Monday Jul 03, 2023

Late Night Chat with Jeff Wolverton: Vulnerability, July 2, 2023, live on Baba Zoom

We have some informal chat after every arti, the "post-arti party"! But once a week, Jeff Wolverton joins us for some serious mining of the spiritual depths. Join us for conversation, more readings, songs, quotes - you never know what treasures will be uncovered!


Dear folks of Baba,

In this country and throughout the world, we prize self-sufficiency and confidence as two of the highest virtues in this life. But they are not always accompanied by the humility that opens us up to the universal love necessary for the spiritual life. One of Mehera’s favorite quotes of Baba was: “Seeds gerninate in soft soil. I plant My seed of love, not in your strengths, but your weaknesses.”

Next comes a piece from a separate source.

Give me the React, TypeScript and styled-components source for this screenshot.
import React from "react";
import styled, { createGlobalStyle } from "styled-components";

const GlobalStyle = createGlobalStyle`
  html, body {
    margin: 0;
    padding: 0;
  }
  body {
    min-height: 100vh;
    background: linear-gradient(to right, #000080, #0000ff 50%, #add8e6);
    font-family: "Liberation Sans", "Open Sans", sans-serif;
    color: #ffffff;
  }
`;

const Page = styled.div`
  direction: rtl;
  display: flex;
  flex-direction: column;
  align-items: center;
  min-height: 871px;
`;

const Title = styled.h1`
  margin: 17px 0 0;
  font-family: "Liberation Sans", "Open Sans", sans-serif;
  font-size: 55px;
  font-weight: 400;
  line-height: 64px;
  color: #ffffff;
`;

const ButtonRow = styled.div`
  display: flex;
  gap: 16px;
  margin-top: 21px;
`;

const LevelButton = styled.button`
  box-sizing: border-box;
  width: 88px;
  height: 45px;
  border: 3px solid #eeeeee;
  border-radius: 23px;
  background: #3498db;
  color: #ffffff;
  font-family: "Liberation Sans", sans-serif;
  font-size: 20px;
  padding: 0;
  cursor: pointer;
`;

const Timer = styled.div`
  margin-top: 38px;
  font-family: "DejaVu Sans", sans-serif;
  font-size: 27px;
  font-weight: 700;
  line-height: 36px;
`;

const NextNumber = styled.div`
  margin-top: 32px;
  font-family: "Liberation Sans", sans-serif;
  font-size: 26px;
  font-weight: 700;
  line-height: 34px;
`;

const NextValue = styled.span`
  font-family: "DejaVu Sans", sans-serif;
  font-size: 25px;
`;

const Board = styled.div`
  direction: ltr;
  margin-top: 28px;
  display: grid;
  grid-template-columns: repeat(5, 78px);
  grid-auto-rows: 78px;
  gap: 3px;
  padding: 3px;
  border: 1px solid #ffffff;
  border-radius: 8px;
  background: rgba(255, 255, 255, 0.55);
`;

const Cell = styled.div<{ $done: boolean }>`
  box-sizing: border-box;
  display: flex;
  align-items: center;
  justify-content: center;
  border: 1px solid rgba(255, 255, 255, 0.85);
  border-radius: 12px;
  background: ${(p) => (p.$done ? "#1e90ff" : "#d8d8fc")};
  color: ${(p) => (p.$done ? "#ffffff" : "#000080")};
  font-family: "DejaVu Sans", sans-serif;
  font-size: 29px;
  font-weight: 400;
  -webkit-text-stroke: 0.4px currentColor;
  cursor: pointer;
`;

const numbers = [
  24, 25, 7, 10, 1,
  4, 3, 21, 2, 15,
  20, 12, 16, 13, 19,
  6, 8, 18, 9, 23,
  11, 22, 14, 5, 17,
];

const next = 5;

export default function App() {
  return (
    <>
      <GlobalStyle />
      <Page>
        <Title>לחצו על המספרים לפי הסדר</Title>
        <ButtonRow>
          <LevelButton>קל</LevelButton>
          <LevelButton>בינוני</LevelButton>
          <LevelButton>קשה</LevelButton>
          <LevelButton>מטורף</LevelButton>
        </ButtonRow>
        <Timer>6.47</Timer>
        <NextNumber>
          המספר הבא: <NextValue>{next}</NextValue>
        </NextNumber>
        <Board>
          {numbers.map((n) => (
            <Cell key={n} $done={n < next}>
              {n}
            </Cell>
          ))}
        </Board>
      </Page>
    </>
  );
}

Being vulnerable is often considered a weakness, and we usually avoid it. To admit that we are wrong, to express that we are often afraid and lack confidence, to apologize to another for our unkindness, to admit that we often feel inadequte, that we have been hurt by someone—these are behaviors we often try to avoid. But as Rumi, the great Sufi mystic, said centuries ago, “The light comes in through the wound.” And Mani, who spent almost her entire life beside her brother, Baba, used to quote the line, “I prayed to you for strength to carry out Your work. You gave me weakness so I would depend on you."

What has been your experience of vulnerability in your life? Do you trust Baba enough to go out on a limb sometimes, to take risks even though it makes you look inadequate, to venture out into uncomfortable waters in a flimsy boat?

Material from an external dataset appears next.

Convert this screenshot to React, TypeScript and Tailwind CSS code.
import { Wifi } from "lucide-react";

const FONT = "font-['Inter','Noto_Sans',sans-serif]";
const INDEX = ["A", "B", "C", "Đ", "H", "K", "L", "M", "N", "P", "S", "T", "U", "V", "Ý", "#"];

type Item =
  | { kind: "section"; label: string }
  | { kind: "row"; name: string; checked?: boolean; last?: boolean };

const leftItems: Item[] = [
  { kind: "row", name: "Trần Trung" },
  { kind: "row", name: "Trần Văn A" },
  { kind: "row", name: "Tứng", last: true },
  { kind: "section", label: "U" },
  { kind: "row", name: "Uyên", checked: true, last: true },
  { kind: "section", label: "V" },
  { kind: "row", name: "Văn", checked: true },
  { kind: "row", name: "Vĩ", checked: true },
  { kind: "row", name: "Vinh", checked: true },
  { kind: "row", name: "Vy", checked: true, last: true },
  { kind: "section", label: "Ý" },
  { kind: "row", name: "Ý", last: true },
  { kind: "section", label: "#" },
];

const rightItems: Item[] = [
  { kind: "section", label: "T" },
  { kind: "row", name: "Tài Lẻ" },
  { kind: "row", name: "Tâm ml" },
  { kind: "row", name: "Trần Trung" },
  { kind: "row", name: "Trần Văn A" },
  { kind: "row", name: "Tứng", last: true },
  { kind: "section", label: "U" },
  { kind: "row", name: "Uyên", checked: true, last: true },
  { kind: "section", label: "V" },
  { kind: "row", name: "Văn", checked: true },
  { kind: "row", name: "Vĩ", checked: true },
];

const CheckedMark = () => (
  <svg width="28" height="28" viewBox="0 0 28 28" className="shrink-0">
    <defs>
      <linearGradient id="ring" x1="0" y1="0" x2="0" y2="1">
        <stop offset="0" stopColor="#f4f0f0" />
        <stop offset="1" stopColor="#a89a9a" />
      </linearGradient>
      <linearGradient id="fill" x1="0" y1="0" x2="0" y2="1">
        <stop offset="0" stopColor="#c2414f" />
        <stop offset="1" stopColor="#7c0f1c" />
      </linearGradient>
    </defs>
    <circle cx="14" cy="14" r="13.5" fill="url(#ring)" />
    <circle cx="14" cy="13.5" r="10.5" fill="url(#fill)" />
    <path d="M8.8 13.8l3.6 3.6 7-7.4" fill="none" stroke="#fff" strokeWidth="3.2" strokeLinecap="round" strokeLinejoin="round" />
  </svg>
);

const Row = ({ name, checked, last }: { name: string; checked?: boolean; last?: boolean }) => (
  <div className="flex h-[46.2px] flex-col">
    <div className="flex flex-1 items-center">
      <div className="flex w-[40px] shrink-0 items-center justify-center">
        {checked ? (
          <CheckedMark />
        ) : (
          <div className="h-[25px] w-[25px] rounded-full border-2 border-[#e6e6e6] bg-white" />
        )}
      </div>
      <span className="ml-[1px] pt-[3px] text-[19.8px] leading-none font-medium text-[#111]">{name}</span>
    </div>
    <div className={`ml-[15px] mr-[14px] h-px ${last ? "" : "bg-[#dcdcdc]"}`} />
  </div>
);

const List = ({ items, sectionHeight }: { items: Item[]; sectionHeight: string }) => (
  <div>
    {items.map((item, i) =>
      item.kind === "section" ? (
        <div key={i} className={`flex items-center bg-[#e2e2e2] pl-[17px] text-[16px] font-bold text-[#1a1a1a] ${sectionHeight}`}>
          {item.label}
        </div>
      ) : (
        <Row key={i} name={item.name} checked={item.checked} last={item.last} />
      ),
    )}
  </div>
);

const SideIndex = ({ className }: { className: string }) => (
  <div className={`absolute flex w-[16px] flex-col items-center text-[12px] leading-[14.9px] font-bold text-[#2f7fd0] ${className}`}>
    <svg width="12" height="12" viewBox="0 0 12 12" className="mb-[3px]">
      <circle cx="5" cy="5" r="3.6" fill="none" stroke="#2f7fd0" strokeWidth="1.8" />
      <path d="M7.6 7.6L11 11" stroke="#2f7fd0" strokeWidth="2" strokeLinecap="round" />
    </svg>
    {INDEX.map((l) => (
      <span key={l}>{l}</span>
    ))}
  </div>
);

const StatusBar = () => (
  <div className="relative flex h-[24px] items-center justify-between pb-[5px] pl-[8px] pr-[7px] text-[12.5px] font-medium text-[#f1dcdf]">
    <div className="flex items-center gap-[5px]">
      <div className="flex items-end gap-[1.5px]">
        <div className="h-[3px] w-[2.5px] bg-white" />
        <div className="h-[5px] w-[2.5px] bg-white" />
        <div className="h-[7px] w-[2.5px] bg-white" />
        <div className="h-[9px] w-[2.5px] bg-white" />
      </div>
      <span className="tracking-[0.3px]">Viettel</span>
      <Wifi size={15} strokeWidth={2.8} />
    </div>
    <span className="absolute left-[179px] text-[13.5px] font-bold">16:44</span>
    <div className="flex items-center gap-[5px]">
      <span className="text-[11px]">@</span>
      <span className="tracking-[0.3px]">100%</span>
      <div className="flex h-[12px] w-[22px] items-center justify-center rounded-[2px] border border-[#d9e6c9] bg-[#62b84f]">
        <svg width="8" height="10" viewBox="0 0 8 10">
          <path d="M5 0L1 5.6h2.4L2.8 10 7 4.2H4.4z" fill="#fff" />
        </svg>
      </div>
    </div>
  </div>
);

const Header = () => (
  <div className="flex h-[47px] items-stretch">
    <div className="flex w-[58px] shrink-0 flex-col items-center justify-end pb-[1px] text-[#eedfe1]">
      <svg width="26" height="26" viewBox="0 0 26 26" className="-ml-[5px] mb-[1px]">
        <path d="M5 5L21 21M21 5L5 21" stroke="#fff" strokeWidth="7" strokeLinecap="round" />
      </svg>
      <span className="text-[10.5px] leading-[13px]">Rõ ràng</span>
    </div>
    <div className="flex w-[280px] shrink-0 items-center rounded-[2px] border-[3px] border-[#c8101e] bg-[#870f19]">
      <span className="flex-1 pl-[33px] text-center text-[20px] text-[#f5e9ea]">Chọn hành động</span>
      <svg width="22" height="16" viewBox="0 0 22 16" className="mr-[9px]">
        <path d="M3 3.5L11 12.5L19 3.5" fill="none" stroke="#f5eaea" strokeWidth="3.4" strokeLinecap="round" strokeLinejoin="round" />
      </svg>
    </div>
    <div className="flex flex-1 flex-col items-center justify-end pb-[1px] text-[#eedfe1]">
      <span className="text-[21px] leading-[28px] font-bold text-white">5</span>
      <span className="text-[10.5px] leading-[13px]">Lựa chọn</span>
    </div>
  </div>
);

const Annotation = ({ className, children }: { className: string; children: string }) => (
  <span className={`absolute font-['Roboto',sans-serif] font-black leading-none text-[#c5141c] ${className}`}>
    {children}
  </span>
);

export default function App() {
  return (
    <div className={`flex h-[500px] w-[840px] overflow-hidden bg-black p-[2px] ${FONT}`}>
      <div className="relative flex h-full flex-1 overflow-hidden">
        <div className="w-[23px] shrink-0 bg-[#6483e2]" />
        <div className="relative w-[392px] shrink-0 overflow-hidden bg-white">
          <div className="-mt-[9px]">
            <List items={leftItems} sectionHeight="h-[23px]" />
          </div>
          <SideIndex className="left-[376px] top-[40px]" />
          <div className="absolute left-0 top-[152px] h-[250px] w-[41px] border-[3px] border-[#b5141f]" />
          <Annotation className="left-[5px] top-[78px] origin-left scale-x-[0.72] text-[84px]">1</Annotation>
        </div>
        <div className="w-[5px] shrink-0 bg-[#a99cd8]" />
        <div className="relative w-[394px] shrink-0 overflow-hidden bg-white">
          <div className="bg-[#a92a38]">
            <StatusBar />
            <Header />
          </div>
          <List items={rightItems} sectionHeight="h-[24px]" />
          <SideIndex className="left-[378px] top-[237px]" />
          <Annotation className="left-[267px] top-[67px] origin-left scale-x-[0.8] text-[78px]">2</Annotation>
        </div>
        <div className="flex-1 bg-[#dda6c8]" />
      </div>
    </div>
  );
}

Are you inclined to play it safe rather than taking chances in life? I’m sure we all have sometimes experienced being too open and vulnerable to others and become an object of sarcasm and abuse, especially when opening up to someone who didn’t have our best interests in mind. On the other hand, have you experienced that in being too self-protective, you have withheld from others some of the more loving parts of yourself? In the various situations in life, how do you determine how far is safe to “place” your heart out before others? Have you found that trusting Baba and “going out on a limb” with others sometimes rewards you with the surprising joy of the give-and-take of love?

Are there times when you could have apologized for hurting someone’s heart, but were reluctant because it would make you seem weak?

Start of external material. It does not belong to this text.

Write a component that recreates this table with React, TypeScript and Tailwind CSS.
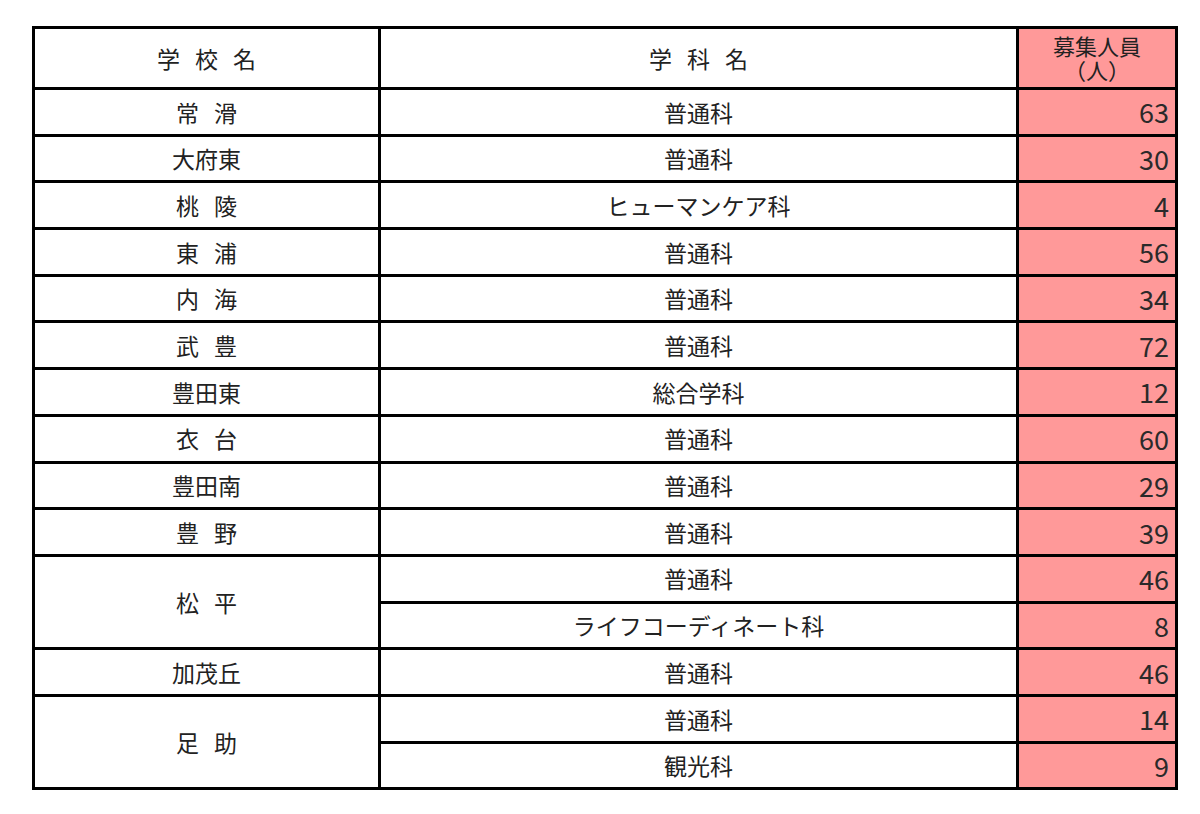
import React from 'react';

type Row = { school?: string; span?: number; dept: string; count: number };

const rows: Row[] = [
  { school: '常 滑', dept: '普通科', count: 63 },
  { school: '大府東', dept: '普通科', count: 30 },
  { school: '桃 陵', dept: 'ヒューマンケア科', count: 4 },
  { school: '東 浦', dept: '普通科', count: 56 },
  { school: '内 海', dept: '普通科', count: 34 },
  { school: '武 豊', dept: '普通科', count: 72 },
  { school: '豊田東', dept: '総合学科', count: 12 },
  { school: '衣 台', dept: '普通科', count: 60 },
  { school: '豊田南', dept: '普通科', count: 29 },
  { school: '豊 野', dept: '普通科', count: 39 },
  { school: '松 平', span: 2, dept: '普通科', count: 46 },
  { dept: 'ライフコーディネート科', count: 8 },
  { school: '加茂丘', dept: '普通科', count: 46 },
  { school: '足 助', span: 2, dept: '普通科', count: 14 },
  { dept: '観光科', count: 9 },
];

// names written with a space get spread out
const Spaced = ({ text }: { text: string }) => {
  if (!text.includes(' ')) return <span>{text}</span>;
  const chars = text.split(' ');
  return (
    <span className="inline-flex justify-center gap-[15px]">
      {chars.map((c, i) => (
        <span key={i}>{c}</span>
      ))}
    </span>
  );
};

export default function App() {
  return (
    <div
      className="w-[1200px] h-[814px] bg-white pt-[26px] pl-[32px] text-[#222]"
      style={{ fontFamily: '"Noto Sans CJK JP", "Noto Sans", sans-serif' }}
    >
      <table className="w-[1143px] border-collapse border-[3px] border-black table-fixed">
        <colgroup>
          <col className="w-[346px]" />
          <col className="w-[638px]" />
          <col className="w-[159px]" />
        </colgroup>
        <thead>
          <tr className="h-[61px]">
            <th className="border-[3px] border-black font-normal text-[23px] text-center p-0">
              <Spaced text="学 校 名" />
            </th>
            <th className="border-[3px] border-black font-normal text-[23px] text-center p-0">
              <Spaced text="学 科 名" />
            </th>
            <th className="border-[3px] border-black bg-[#ff9999] font-normal text-[22px] leading-[24px] text-center p-0 align-top pt-[4px]">
              <div>募集人員</div>
              <div>（人）</div>
            </th>
          </tr>
        </thead>
        <tbody>
          {rows.map((r, i) => (
            <tr key={i} className="h-[46.7px]">
              {r.school && (
                <td
                  rowSpan={r.span}
                  className="border-[3px] border-black text-center text-[23px] p-0"
                >
                  <Spaced text={r.school} />
                </td>
              )}
              <td className="border-[3px] border-black text-center text-[23px] p-0">{r.dept}</td>
              <td className="border-[3px] border-black bg-[#ff9999] text-right text-[27px] leading-none pr-[6px] py-0 text-[#2a2a2a]">
                {r.count}
              </td>
            </tr>
          ))}
        </tbody>
      </table>
    </div>
  );
}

Can you share an example of an uncomfortable risk you took that proved to be invaluable in your life

Have you hesitated to give certain things over to Baba for fear of the outcome? Say, for example, your attachment to a romantic situation that might be a bit rocky and you don't want to lose that person, or turning to Baba when you’re about to tell your boss how you honestly feel when it might jeopardize your job.

Does giving things to Baba, trusting Him and letting go of results, get any easier the longer you're with Him? Or does it get more complicated

I apologize for sending this email out late. My computer is still being repaired and I’m having a devil of a time figuring out how to send out communications. Without my computer, I realize I’m a bit lost and vulnerable, knowing that emails are piling up with no way to answer them.